# [EXERCISE PROMPT]
Write out the listing below without alteration, omitting its pictures.

● ● ● ●

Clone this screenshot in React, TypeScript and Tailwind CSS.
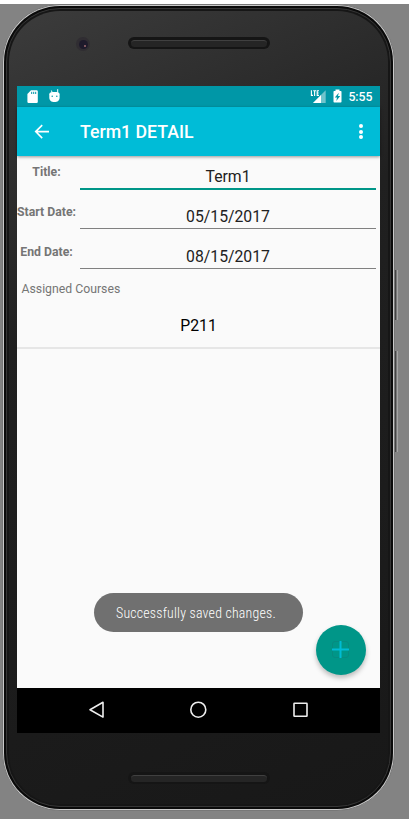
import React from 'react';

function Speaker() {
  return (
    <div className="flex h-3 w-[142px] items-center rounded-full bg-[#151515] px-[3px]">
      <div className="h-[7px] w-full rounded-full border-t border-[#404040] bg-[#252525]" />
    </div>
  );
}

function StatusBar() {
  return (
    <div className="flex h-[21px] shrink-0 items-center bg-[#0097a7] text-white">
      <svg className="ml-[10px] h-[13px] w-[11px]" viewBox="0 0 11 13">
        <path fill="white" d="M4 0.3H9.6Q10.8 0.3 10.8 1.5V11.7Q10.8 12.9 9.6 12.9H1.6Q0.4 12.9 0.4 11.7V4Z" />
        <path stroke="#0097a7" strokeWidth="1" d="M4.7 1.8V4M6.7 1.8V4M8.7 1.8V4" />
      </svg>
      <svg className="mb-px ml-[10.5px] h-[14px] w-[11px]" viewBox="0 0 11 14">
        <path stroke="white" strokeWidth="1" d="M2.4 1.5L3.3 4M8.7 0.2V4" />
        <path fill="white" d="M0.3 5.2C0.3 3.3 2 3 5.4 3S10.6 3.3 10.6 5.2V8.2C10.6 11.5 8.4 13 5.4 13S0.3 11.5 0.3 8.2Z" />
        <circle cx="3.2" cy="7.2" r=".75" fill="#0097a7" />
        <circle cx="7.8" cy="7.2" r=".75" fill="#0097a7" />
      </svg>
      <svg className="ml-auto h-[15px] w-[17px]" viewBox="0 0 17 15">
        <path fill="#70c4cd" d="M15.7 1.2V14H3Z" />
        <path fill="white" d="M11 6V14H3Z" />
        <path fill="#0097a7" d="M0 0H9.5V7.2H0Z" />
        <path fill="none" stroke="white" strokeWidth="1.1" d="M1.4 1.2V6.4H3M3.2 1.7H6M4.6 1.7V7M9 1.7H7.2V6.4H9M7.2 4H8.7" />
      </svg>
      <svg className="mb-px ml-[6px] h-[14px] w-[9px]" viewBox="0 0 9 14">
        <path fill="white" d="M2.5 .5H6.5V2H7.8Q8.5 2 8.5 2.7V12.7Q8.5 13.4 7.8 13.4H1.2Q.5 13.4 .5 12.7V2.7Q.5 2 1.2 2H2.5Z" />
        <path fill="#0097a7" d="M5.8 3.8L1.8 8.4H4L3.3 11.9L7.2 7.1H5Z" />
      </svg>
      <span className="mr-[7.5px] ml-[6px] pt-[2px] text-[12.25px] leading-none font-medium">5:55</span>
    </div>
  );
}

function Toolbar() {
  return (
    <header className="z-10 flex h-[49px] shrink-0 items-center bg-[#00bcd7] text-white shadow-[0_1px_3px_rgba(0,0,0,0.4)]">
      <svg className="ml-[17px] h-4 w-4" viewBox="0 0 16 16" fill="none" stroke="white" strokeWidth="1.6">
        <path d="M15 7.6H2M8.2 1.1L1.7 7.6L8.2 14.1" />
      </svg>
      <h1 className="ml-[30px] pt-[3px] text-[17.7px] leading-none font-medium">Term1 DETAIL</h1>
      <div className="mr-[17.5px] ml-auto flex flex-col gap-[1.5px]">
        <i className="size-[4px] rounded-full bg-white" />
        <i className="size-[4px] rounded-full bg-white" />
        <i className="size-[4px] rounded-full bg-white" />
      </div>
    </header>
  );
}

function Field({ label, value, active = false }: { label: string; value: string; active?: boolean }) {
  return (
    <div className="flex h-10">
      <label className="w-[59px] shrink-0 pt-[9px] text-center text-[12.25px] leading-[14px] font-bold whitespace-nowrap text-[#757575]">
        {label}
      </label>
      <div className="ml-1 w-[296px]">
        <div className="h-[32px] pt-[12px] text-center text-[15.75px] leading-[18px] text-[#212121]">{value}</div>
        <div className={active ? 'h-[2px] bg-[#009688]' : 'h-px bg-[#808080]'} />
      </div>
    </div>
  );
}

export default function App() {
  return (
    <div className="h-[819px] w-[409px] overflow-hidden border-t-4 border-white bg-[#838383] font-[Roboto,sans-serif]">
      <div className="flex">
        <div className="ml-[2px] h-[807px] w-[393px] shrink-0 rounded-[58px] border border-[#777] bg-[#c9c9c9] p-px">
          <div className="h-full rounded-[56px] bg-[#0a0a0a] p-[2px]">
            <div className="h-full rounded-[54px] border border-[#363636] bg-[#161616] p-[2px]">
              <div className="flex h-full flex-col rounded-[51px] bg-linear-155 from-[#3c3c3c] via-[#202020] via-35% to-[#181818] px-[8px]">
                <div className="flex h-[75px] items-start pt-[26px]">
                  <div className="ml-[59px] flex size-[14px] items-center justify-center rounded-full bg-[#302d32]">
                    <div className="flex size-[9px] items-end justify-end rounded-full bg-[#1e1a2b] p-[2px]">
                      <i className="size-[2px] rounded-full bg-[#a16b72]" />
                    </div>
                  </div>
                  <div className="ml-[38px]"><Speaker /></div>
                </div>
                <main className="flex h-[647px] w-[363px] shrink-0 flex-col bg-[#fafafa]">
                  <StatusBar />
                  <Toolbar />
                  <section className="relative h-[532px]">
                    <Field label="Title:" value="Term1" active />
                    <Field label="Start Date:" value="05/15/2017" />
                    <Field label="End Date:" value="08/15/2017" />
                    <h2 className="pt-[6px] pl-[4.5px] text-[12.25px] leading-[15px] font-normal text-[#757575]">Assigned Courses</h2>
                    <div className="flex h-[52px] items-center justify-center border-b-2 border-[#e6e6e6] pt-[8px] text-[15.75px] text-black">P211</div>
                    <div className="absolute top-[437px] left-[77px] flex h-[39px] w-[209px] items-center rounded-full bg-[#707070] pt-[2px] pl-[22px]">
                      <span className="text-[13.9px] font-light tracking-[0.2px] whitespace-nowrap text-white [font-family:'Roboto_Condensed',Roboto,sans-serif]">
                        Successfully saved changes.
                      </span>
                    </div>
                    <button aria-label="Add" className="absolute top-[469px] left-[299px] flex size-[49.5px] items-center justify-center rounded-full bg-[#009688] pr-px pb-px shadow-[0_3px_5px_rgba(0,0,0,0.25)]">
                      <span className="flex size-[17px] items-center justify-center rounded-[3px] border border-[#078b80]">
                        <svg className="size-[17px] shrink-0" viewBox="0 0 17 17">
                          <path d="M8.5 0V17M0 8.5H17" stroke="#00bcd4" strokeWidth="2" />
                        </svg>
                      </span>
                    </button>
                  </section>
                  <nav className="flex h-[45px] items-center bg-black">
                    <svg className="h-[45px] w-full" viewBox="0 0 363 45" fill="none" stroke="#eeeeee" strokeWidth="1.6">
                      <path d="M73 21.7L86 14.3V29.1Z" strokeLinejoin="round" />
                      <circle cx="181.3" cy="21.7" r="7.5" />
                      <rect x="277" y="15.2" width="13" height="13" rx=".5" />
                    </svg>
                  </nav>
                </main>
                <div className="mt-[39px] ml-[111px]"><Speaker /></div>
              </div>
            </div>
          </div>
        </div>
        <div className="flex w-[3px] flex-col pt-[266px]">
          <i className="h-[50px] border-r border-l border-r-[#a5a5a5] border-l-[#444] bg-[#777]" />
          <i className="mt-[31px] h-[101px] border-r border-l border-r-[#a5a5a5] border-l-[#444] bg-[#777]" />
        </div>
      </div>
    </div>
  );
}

● ● ● ●

# [FULL SOLUTION]
Clone this screenshot in React, TypeScript and Tailwind CSS.
import React from 'react';

function Speaker() {
  return (
    <div className="flex h-3 w-[142px] items-center rounded-full bg-[#151515] px-[3px]">
      <div className="h-[7px] w-full rounded-full border-t border-[#404040] bg-[#252525]" />
    </div>
  );
}

function StatusBar() {
  return (
    <div className="flex h-[21px] shrink-0 items-center bg-[#0097a7] text-white">
      <svg className="ml-[10px] h-[13px] w-[11px]" viewBox="0 0 11 13">
        <path fill="white" d="M4 0.3H9.6Q10.8 0.3 10.8 1.5V11.7Q10.8 12.9 9.6 12.9H1.6Q0.4 12.9 0.4 11.7V4Z" />
        <path stroke="#0097a7" strokeWidth="1" d="M4.7 1.8V4M6.7 1.8V4M8.7 1.8V4" />
      </svg>
      <svg className="mb-px ml-[10.5px] h-[14px] w-[11px]" viewBox="0 0 11 14">
        <path stroke="white" strokeWidth="1" d="M2.4 1.5L3.3 4M8.7 0.2V4" />
        <path fill="white" d="M0.3 5.2C0.3 3.3 2 3 5.4 3S10.6 3.3 10.6 5.2V8.2C10.6 11.5 8.4 13 5.4 13S0.3 11.5 0.3 8.2Z" />
        <circle cx="3.2" cy="7.2" r=".75" fill="#0097a7" />
        <circle cx="7.8" cy="7.2" r=".75" fill="#0097a7" />
      </svg>
      <svg className="ml-auto h-[15px] w-[17px]" viewBox="0 0 17 15">
        <path fill="#70c4cd" d="M15.7 1.2V14H3Z" />
        <path fill="white" d="M11 6V14H3Z" />
        <path fill="#0097a7" d="M0 0H9.5V7.2H0Z" />
        <path fill="none" stroke="white" strokeWidth="1.1" d="M1.4 1.2V6.4H3M3.2 1.7H6M4.6 1.7V7M9 1.7H7.2V6.4H9M7.2 4H8.7" />
      </svg>
      <svg className="mb-px ml-[6px] h-[14px] w-[9px]" viewBox="0 0 9 14">
        <path fill="white" d="M2.5 .5H6.5V2H7.8Q8.5 2 8.5 2.7V12.7Q8.5 13.4 7.8 13.4H1.2Q.5 13.4 .5 12.7V2.7Q.5 2 1.2 2H2.5Z" />
        <path fill="#0097a7" d="M5.8 3.8L1.8 8.4H4L3.3 11.9L7.2 7.1H5Z" />
      </svg>
      <span className="mr-[7.5px] ml-[6px] pt-[2px] text-[12.25px] leading-none font-medium">5:55</span>
    </div>
  );
}

function Toolbar() {
  return (
    <header className="z-10 flex h-[49px] shrink-0 items-center bg-[#00bcd7] text-white shadow-[0_1px_3px_rgba(0,0,0,0.4)]">
      <svg className="ml-[17px] h-4 w-4" viewBox="0 0 16 16" fill="none" stroke="white" strokeWidth="1.6">
        <path d="M15 7.6H2M8.2 1.1L1.7 7.6L8.2 14.1" />
      </svg>
      <h1 className="ml-[30px] pt-[3px] text-[17.7px] leading-none font-medium">Term1 DETAIL</h1>
      <div className="mr-[17.5px] ml-auto flex flex-col gap-[1.5px]">
        <i className="size-[4px] rounded-full bg-white" />
        <i className="size-[4px] rounded-full bg-white" />
        <i className="size-[4px] rounded-full bg-white" />
      </div>
    </header>
  );
}

function Field({ label, value, active = false }: { label: string; value: string; active?: boolean }) {
  return (
    <div className="flex h-10">
      <label className="w-[59px] shrink-0 pt-[9px] text-center text-[12.25px] leading-[14px] font-bold whitespace-nowrap text-[#757575]">
        {label}
      </label>
      <div className="ml-1 w-[296px]">
        <div className="h-[32px] pt-[12px] text-center text-[15.75px] leading-[18px] text-[#212121]">{value}</div>
        <div className={active ? 'h-[2px] bg-[#009688]' : 'h-px bg-[#808080]'} />
      </div>
    </div>
  );
}

export default function App() {
  return (
    <div className="h-[819px] w-[409px] overflow-hidden border-t-4 border-white bg-[#838383] font-[Roboto,sans-serif]">
      <div className="flex">
        <div className="ml-[2px] h-[807px] w-[393px] shrink-0 rounded-[58px] border border-[#777] bg-[#c9c9c9] p-px">
          <div className="h-full rounded-[56px] bg-[#0a0a0a] p-[2px]">
            <div className="h-full rounded-[54px] border border-[#363636] bg-[#161616] p-[2px]">
              <div className="flex h-full flex-col rounded-[51px] bg-linear-155 from-[#3c3c3c] via-[#202020] via-35% to-[#181818] px-[8px]">
                <div className="flex h-[75px] items-start pt-[26px]">
                  <div className="ml-[59px] flex size-[14px] items-center justify-center rounded-full bg-[#302d32]">
                    <div className="flex size-[9px] items-end justify-end rounded-full bg-[#1e1a2b] p-[2px]">
                      <i className="size-[2px] rounded-full bg-[#a16b72]" />
                    </div>
                  </div>
                  <div className="ml-[38px]"><Speaker /></div>
                </div>
                <main className="flex h-[647px] w-[363px] shrink-0 flex-col bg-[#fafafa]">
                  <StatusBar />
                  <Toolbar />
                  <section className="relative h-[532px]">
                    <Field label="Title:" value="Term1" active />
                    <Field label="Start Date:" value="05/15/2017" />
                    <Field label="End Date:" value="08/15/2017" />
                    <h2 className="pt-[6px] pl-[4.5px] text-[12.25px] leading-[15px] font-normal text-[#757575]">Assigned Courses</h2>
                    <div className="flex h-[52px] items-center justify-center border-b-2 border-[#e6e6e6] pt-[8px] text-[15.75px] text-black">P211</div>
                    <div className="absolute top-[437px] left-[77px] flex h-[39px] w-[209px] items-center rounded-full bg-[#707070] pt-[2px] pl-[22px]">
                      <span className="text-[13.9px] font-light tracking-[0.2px] whitespace-nowrap text-white [font-family:'Roboto_Condensed',Roboto,sans-serif]">
                        Successfully saved changes.
                      </span>
                    </div>
                    <button aria-label="Add" className="absolute top-[469px] left-[299px] flex size-[49.5px] items-center justify-center rounded-full bg-[#009688] pr-px pb-px shadow-[0_3px_5px_rgba(0,0,0,0.25)]">
                      <span className="flex size-[17px] items-center justify-center rounded-[3px] border border-[#078b80]">
                        <svg className="size-[17px] shrink-0" viewBox="0 0 17 17">
                          <path d="M8.5 0V17M0 8.5H17" stroke="#00bcd4" strokeWidth="2" />
                        </svg>
                      </span>
                    </button>
                  </section>
                  <nav className="flex h-[45px] items-center bg-black">
                    <svg className="h-[45px] w-full" viewBox="0 0 363 45" fill="none" stroke="#eeeeee" strokeWidth="1.6">
                      <path d="M73 21.7L86 14.3V29.1Z" strokeLinejoin="round" />
                      <circle cx="181.3" cy="21.7" r="7.5" />
                      <rect x="277" y="15.2" width="13" height="13" rx=".5" />
                    </svg>
                  </nav>
                </main>
                <div className="mt-[39px] ml-[111px]"><Speaker /></div>
              </div>
            </div>
          </div>
        </div>
        <div className="flex w-[3px] flex-col pt-[266px]">
          <i className="h-[50px] border-r border-l border-r-[#a5a5a5] border-l-[#444] bg-[#777]" />
          <i className="mt-[31px] h-[101px] border-r border-l border-r-[#a5a5a5] border-l-[#444] bg-[#777]" />
        </div>
      </div>
    </div>
  );
}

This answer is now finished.